Begin at the first line of the data and copy each line through the one containing "const HOLIDAY_DATES = [1, 12];", that line included, with no pictures.

####################

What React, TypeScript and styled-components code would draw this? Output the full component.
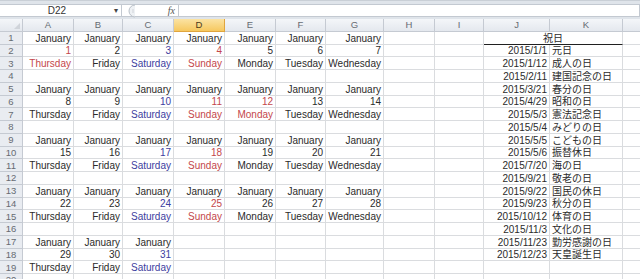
import { createGlobalStyle, styled } from 'styled-components';

const GlobalStyle = createGlobalStyle`
  html, body {
    margin: 0;
    padding: 0;
    background: #ffffff;
    overflow: hidden;
  }
`;

type Tone = 'plain' | 'red' | 'blue';
type Align = 'left' | 'right' | 'center';

interface CellData {
  text: string;
  tone?: Tone;
  align?: Align;
  underline?: boolean;
  span?: number;
}

const COLUMNS: [string, number][] = [
  ['A', 51],
  ['B', 49],
  ['C', 51],
  ['D', 51],
  ['E', 51],
  ['F', 50],
  ['G', 58],
  ['H', 51],
  ['I', 49],
  ['J', 66],
  ['K', 73],
  ['L', 80],
];

const DAY_NAMES = ['Thursday', 'Friday', 'Saturday', 'Sunday', 'Monday', 'Tuesday', 'Wednesday'];
const HOLIDAY_DATES = [1, 12];

const HOLIDAYS: [string, string][] = [
  ['2015/1/1', '元日'],
  ['2015/1/12', '成人の日'],
  ['2015/2/11', '建国記念の日'],
  ['2015/3/21', '春分の日'],
  ['2015/4/29', '昭和の日'],
  ['2015/5/3', '憲法記念日'],
  ['2015/5/4', 'みどりの日'],
  ['2015/5/5', 'こどもの日'],
  ['2015/5/6', '振替休日'],
  ['2015/7/20', '海の日'],
  ['2015/9/21', '敬老の日'],
  ['2015/9/22', '国民の休日'],
  ['2015/9/23', '秋分の日'],
  ['2015/10/12', '体育の日'],
  ['2015/11/3', '文化の日'],
  ['2015/11/23', '勤労感謝の日'],
  ['2015/12/23', '天皇誕生日'],
];

const ROW_COUNT = 20;

// build the sheet: rows[r][c] for columns A..L
function buildRows(): (CellData | null)[][] {
  const rows: (CellData | null)[][] = Array.from({ length: ROW_COUNT }, () =>
    Array.from({ length: COLUMNS.length }, () => null),
  );

  for (let week = 0; week < 5; week++) {
    const base = week * 4;
    for (let col = 0; col < 7; col++) {
      const date = week * 7 + col + 1;
      if (date > 31) continue;
      let tone: Tone = 'plain';
      if (col === 2) tone = 'blue';
      if (col === 3 || HOLIDAY_DATES.includes(date)) tone = 'red';
      rows[base][col] = { text: 'January', align: 'right' };
      rows[base + 1][col] = { text: String(date), tone, align: 'right' };
      rows[base + 2][col] = { text: DAY_NAMES[col], tone, align: 'right' };
    }
  }

  rows[0][9] = { text: '祝日', align: 'center', underline: true, span: 2 };
  HOLIDAYS.forEach(([date, name], i) => {
    rows[i + 1][9] = { text: date, align: 'right' };
    rows[i + 1][10] = { text: name, align: 'left' };
  });

  return rows;
}

const ROWS = buildRows();

function FormulaButton() {
  return (
    <svg width="12" height="14" viewBox="0 0 12 14">
      <path d="M9 1 A6 6 0 0 0 9 13" fill="#eef1f4" stroke="#b9c0c8" strokeWidth="1" />
      <path d="M6 6 h2 M6 8 h2" stroke="#c8cdd3" strokeWidth="0.8" />
    </svg>
  );
}

function App() {
  return (
    <StyledPage>
      <GlobalStyle />
      <StyledToolbar>
        <StyledNameBox>
          <StyledNameText>D22</StyledNameText>
          <StyledDropArrow>▾</StyledDropArrow>
        </StyledNameBox>
        <StyledFormulaTools>
          <FormulaButton />
          <StyledFx>fx</StyledFx>
        </StyledFormulaTools>
        <StyledFormulaInput />
      </StyledToolbar>

      <StyledSheet $columns={COLUMNS.map(([, w]) => `${w}px`).join(' ')}>
        <StyledCorner />
        {COLUMNS.map(([name]) => (
          <StyledColHeader key={name} $active={name === 'D'}>
            {name}
          </StyledColHeader>
        ))}

        {ROWS.map((row, r) => {
          const cells = [];
          for (let c = 0; c < row.length; c++) {
            const cell = row[c];
            cells.push(
              <StyledCell
                key={`${r}-${c}`}
                $tone={cell?.tone ?? 'plain'}
                $align={cell?.align ?? 'left'}
                $underline={cell?.underline ?? false}
                $span={cell?.span ?? 1}
              >
                {cell?.text}
              </StyledCell>,
            );
            if (cell?.span) c += cell.span - 1;
          }
          return [
            <StyledRowHeader key={`h${r}`}>{r + 1}</StyledRowHeader>,
            ...cells,
          ];
        })}
      </StyledSheet>
    </StyledPage>
  );
}

export default App;

const StyledPage = styled.div`
  width: 640px;
  height: 279px;
  overflow: hidden;

  font-family: 'Liberation Sans', 'Noto Sans CJK JP', sans-serif;
  font-size: 10px;
  color: #2b2b2b;
`;

const StyledToolbar = styled.div`
  display: flex;
  align-items: stretch;

  height: 19px;
  box-sizing: border-box;
  padding: 3px 0 2px;

  background: #dfe4ea;
  border-top: 1px solid #c9cfd6;
`;

const StyledNameBox = styled.div`
  display: flex;
  align-items: center;

  width: 122px;
  box-sizing: border-box;
  padding-right: 3px;

  background: #ffffff;
  border: 1px solid #c3c9d1;
  border-left: none;
`;

const StyledNameText = styled.span`
  flex: 1;
  text-align: center;
  color: #333;
`;

const StyledDropArrow = styled.span`
  font-size: 8px;
  color: #444;
`;

const StyledFormulaTools = styled.div`
  display: flex;
  align-items: center;
  justify-content: space-between;

  width: 56px;
  box-sizing: border-box;
  padding: 0 3px 0 4px;

  background: #ffffff;
  border-top: 1px solid #c3c9d1;
  border-bottom: 1px solid #c3c9d1;
`;

const StyledFx = styled.span`
  font-family: 'Liberation Serif', serif;
  font-style: italic;
  font-size: 10px;
  color: #555;
`;

const StyledFormulaInput = styled.div`
  flex: 1;

  background: #ffffff;
  border: 1px solid #c3c9d1;
`;

const StyledSheet = styled.div<{ $columns: string }>`
  display: grid;
  grid-template-columns: 23px ${({ $columns }) => $columns};
  grid-template-rows: 12.75px;
  grid-auto-rows: 12.75px;
`;

const StyledHeaderBase = styled.div`
  display: flex;
  align-items: center;
  justify-content: center;
  box-sizing: border-box;

  background: linear-gradient(#f4f6f9, #e4e8ee);
  border-right: 1px solid #c5cad2;
  border-bottom: 1px solid #c5cad2;

  font-size: 9.5px;
  color: #666b72;
`;

const StyledCorner = styled(StyledHeaderBase)`
  position: relative;

  &::after {
    content: '';
    position: absolute;
    right: 2px;
    bottom: 2px;
    border-left: 6px solid transparent;
    border-bottom: 6px solid #d0d4da;
  }
`;

const StyledColHeader = styled(StyledHeaderBase)<{ $active: boolean }>`
  ${({ $active }) =>
    $active &&
    `
    background: linear-gradient(#fbe3a3, #f6c85f);
    border-color: #e0a53e;
    color: #4a3a1a;
  `}
`;

const StyledRowHeader = styled(StyledHeaderBase)`
  background: #e9ecf1;
`;

const TONES: Record<Tone, string> = {
  plain: '#2b2b2b',
  red: '#c4474b',
  blue: '#3d40a0',
};

const StyledCell = styled.div<{ $tone: Tone; $align: Align; $underline: boolean; $span: number }>`
  display: flex;
  align-items: flex-end;
  justify-content: ${({ $align }) =>
    $align === 'right' ? 'flex-end' : $align === 'center' ? 'center' : 'flex-start'};
  grid-column: span ${({ $span }) => $span};

  box-sizing: border-box;
  padding: 0 2px 0 2px;
  line-height: 11px;
  white-space: nowrap;
  overflow: visible;

  border-right: 1px solid #dadcdf;
  border-bottom: ${({ $underline }) => ($underline ? '1px solid #202020' : '1px solid #dadcdf')};

  color: ${({ $tone }) => TONES[$tone]};
`;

####################

:: Response ::
What React, TypeScript and styled-components code would draw this? Output the full component.
import { createGlobalStyle, styled } from 'styled-components';

const GlobalStyle = createGlobalStyle`
  html, body {
    margin: 0;
    padding: 0;
    background: #ffffff;
    overflow: hidden;
  }
`;

type Tone = 'plain' | 'red' | 'blue';
type Align = 'left' | 'right' | 'center';

interface CellData {
  text: string;
  tone?: Tone;
  align?: Align;
  underline?: boolean;
  span?: number;
}

const COLUMNS: [string, number][] = [
  ['A', 51],
  ['B', 49],
  ['C', 51],
  ['D', 51],
  ['E', 51],
  ['F', 50],
  ['G', 58],
  ['H', 51],
  ['I', 49],
  ['J', 66],
  ['K', 73],
  ['L', 80],
];

const DAY_NAMES = ['Thursday', 'Friday', 'Saturday', 'Sunday', 'Monday', 'Tuesday', 'Wednesday'];
const HOLIDAY_DATES = [1, 12];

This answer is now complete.